TEK BİR HAYATIMIZ VAR
Haksız yere insanlar hapse atılıyor. Necati Özkan örneğin neden hâlâ tutuklu? Anayasal haklarını kullanan gençler neden tutuklandı? Reçeteyle siyasi yasak aldığım için yazılarıma ara vermiştim; haklarında tek satır yazamadım. Şimdi de Fatih Altaylı tutuklandı! Kurduğumuz, kuracağımız cümlelerde isyan aynı, bir tek isimler değişiyor.
Mahir Polat, Tayfun Kahraman, Murat Çalık ve Esila Ayık gibi pek çok isim ciddi sağlık sorunlarına rağmen tutuklanırken insan “Hasta hasta memleketle uğraşıyorum” demeye utanıyor.
İnsan öleceğini bilen tek canlı değil… İnsan öleceğini bilip bunu unutan tek canlı… Unutmasak yaşamak koca bir tedirginlikten başka da bir şey olamazdı.
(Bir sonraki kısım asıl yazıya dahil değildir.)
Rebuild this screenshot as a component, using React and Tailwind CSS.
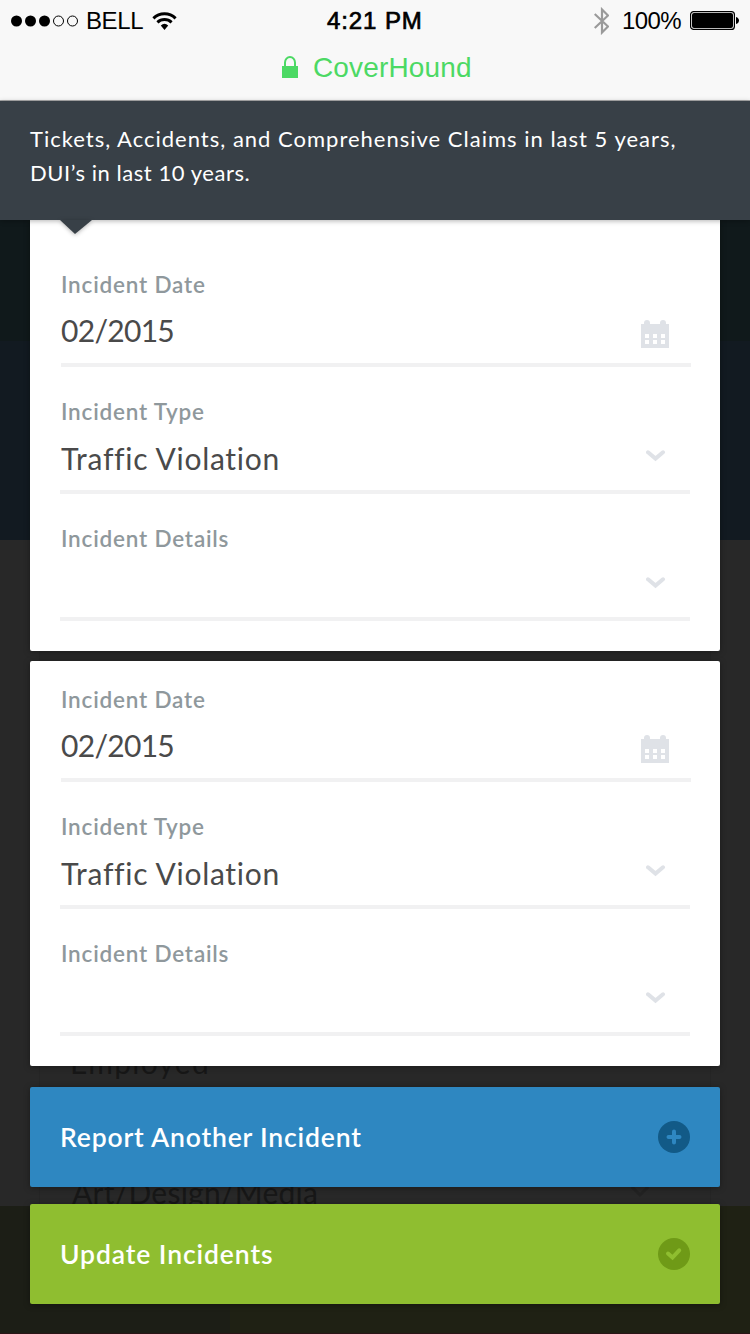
function Calendar() {
  return (
    <svg className="block" width="28" height="28" viewBox="0 0 28 28" fill="#dfe2e7">
      <path fillRule="evenodd" d="M0 4h3V3a3 3 0 0 1 6 0v1h10V3a3 3 0 0 1 6 0v1h3V28H0zM4 14v4h4v-4zM12 14v4h4v-4zM20 14v4h4v-4zM4 20v4h4v-4zM12 20v4h4v-4zM20 20v4h4v-4z" />
    </svg>
  );
}

function Chevron() {
  return (
    <svg className="block" width="20" height="12" viewBox="0 0 20 12" fill="none" stroke="#dfe2e7" strokeWidth="4" strokeLinecap="round">
      <path d="M2 2.300 9.500 8.600l7.500-6.300" />
    </svg>
  );
}

function Field({ label, value, kind }) {
  const isDate = kind === "date";
  return (
    <div className={isDate ? "ml-px -mr-px flex h-[97px] flex-col border-b-4 border-[#f1f1f2]" : "flex h-[97px] flex-col border-b-4 border-[#f1f1f2] pl-px"}>
      <div className="h-7 text-[22.5px] leading-[29px] font-semibold tracking-[0.8px] text-[#8f989c]">{label}</div>
      <div className={isDate ? "mt-3 flex h-10 justify-between pr-[22px]" : "mt-[13px] flex h-10 justify-between pr-6"}>
        <span className={isDate ? "text-[30px] leading-10 tracking-[-0.7px] text-[#4a4a4a]" : "text-[30px] leading-10 tracking-[0.7px] text-[#4a4a4a]"}>{value}</span>
        <span className={isDate ? "mt-2.5" : "mt-3"}>{isDate ? <Calendar /> : <Chevron />}</span>
      </div>
    </div>
  );
}

function Incident({ className }) {
  return (
    <section className={"flex flex-col gap-[30px] bg-white px-[30px] pb-[30px] shadow-[0_1px_6px_rgba(0,0,0,0.35)] " + className}>
      <Field label="Incident Date" value="02/2015" kind="date" />
      <Field label="Incident Type" value="Traffic Violation" kind="select" />
      <Field label="Incident Details" value="" kind="select" />
    </section>
  );
}

function StatusBar() {
  return (
    <div className="flex h-[41px] items-center text-black">
      <div className="flex w-[326px] items-center pl-[11px]">
        <svg width="68" height="12" viewBox="0 0 68 12">
          <circle cx="5.500" cy="6" r="5.500" />
          <circle cx="19.500" cy="6" r="5.500" />
          <circle cx="33.500" cy="6" r="5.500" />
          <circle cx="47.500" cy="6" r="5" fill="none" stroke="#000" />
          <circle cx="61.500" cy="6" r="5" fill="none" stroke="#000" />
        </svg>
        <span className="ml-[7px] w-[58px] text-[24px] leading-[42px] tracking-[-0.4px]">BELL</span>
        <svg className="ml-2" width="26" height="20" viewBox="0 0 26 20" fill="none" stroke="#000" strokeWidth="3">
          <path d="M1.400 7.300a16 16 0 0 1 22.200 0" />
          <path d="M5.400 11.300a10.500 10.500 0 0 1 14.200 0" />
          <path stroke="none" fill="#000" d="M8.800 14.400a5.800 5.800 0 0 1 7.400 0L12.500 19z" />
        </svg>
      </div>
      <span className="w-[268px] pl-px text-[24px] leading-[42px] tracking-[0.9px] [-webkit-text-stroke:0.7px_#000]">4:21 PM</span>
      <svg width="15" height="28" viewBox="0 0 15 28" fill="none" stroke="#9a9a9a" strokeWidth="2.200">
        <path d="M.700 7 14 19.500 8 25.500V2.500l6 6L.700 21" />
      </svg>
      <span className="ml-[13px] w-[60px] text-[24px] leading-[42px] tracking-[-0.6px]">100%</span>
      <svg className="ml-2" width="49" height="20" viewBox="0 0 49 20">
        <rect x=".600" y=".600" width="43.800" height="17.800" rx="3" fill="none" stroke="#000" strokeWidth="1.200" />
        <rect x="2" y="2" width="41" height="15" rx="2" />
        <path d="M46 6c4 1 4 6 0 7z" />
      </svg>
    </div>
  );
}

function PageBeneath() {
  return (
    <div className="absolute inset-0 -z-10 flex flex-col bg-[#282828] pt-[220px]">
      <div className="h-[121px] bg-[#10191b]" />
      <div className="h-[199px] bg-[#121a21]" />
      <div className="mx-[39px] flex h-[666px] flex-col border-x border-[#252525] pl-[30px] text-[30px] leading-10 text-[#171717]">
        <div className="mt-[502px] tracking-[1.3px]">Employed</div>
        <div className="mt-[90px] flex justify-between pr-[60px] pl-0.5 tracking-[0.25px]">
          <span>Art/Design/Media</span>
          <svg className="mt-[13px]" width="20" height="14" viewBox="0 0 20 14" fill="none" stroke="#222" strokeWidth="3">
            <path d="M2 2l8 8 8-8" />
          </svg>
        </div>
      </div>
      <div className="flex flex-1 border-b border-[#2a1416]">
        <div className="w-[230px] bg-[#1c1e16]" />
        <div className="flex-1 bg-[#1f2114]" />
      </div>
    </div>
  );
}

export default function App() {
  return (
    <div className="relative isolate flex h-[1334px] w-[750px] flex-col overflow-hidden font-['Lato',sans-serif]">
      <PageBeneath />
      <header className="h-[101px] border-b border-[#acacac] bg-[#f8f8f8] font-['Liberation_Sans',sans-serif]">
        <StatusBar />
        <div className="flex items-center pl-[282px] text-[#4cd964]">
          <svg className="mb-0.5" width="16" height="22" viewBox="0 0 16 22">
            <path d="M3 11V6.500a5 5.500 0 0 1 10 0V11" fill="none" stroke="#4cd964" strokeWidth="2" />
            <path d="M0 10h16v12H0z" fill="#4cd964" />
          </svg>
          <span className="ml-[15px] text-[28px] leading-[54px] tracking-[0.15px]">CoverHound</span>
        </div>
      </header>
      <div className="relative z-10 h-[119px] bg-[#384047] pt-[21px] pl-[30px] text-[22px] leading-[34px] text-white shadow-[0_1px_5px_rgba(0,0,0,0.3)]">
        <p className="tracking-[1px]">Tickets, Accidents, and Comprehensive Claims in last 5 years,</p>
        <p className="tracking-[0.55px]">DUI’s in last 10 years.</p>
        <svg className="absolute top-[119px] left-[60px] drop-shadow-[0_1px_2px_rgba(0,0,0,0.3)]" width="32" height="15" viewBox="0 0 32 15">
          <path d="M0 0h32L15 14z" fill="#384047" />
        </svg>
      </div>
      <main className="flex flex-col px-[30px]">
        <Incident className="rounded-b-[2px] pt-[50px]" />
        <Incident className="mt-[10px] rounded-[2px] pt-6" />
        <button className="mt-[21px] flex h-[100px] items-center justify-between rounded-[2px] bg-[#2e87c1] px-[30px] text-[26.5px] leading-10 font-semibold tracking-[0.83px] text-white shadow-[0_1px_6px_rgba(0,0,0,0.35)]">
          <span>Report Another Incident</span>
          <svg width="32" height="32" viewBox="0 0 32 32">
            <circle cx="16" cy="16" r="16" fill="#125a87" />
            <path d="M16 10.500v11M10.500 16h11" stroke="#2e87c1" strokeWidth="4" strokeLinecap="round" />
          </svg>
        </button>
        <button className="mt-[17px] flex h-[100px] items-center justify-between rounded-[2px] bg-[#8fbe30] px-[30px] text-[26.5px] leading-10 font-semibold tracking-[0.9px] text-white shadow-[0_1px_6px_rgba(0,0,0,0.35)]">
          <span>Update Incidents</span>
          <svg width="32" height="32" viewBox="0 0 32 32">
            <circle cx="16" cy="16" r="16" fill="#6f9a17" />
            <path d="M10 15.500l4.500 4 6.700-7.200" fill="none" stroke="#8fbe30" strokeWidth="4" strokeLinecap="round" />
          </svg>
        </button>
      </main>
    </div>
  );
}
Ölüm ve yaşam üzerine düşünmek kaçınılmazdır ama sanki bazen daha çok düşünürüz. Sesimizin kısıldığı, gözlerimizin bantlandığı, elimizin-kolumuzun bağlandığı bir yaşam, ölümü beklemek değildir de nedir? İnsan sadece biyolojik bir organizma mıdır? Değildir!
Tek bir hayatımız var ve kimse bizden bunu onursuzca yaşamamızı beklemesin. Salıverin haksız hukuksuz yere tutuklu bulunan masum insanları.
* Yeraltından Notlar
** Çavdar Tarlasında Çocuklar romanı, baş kahraman Holden Caulfield’in bu sözleriyle kapanır.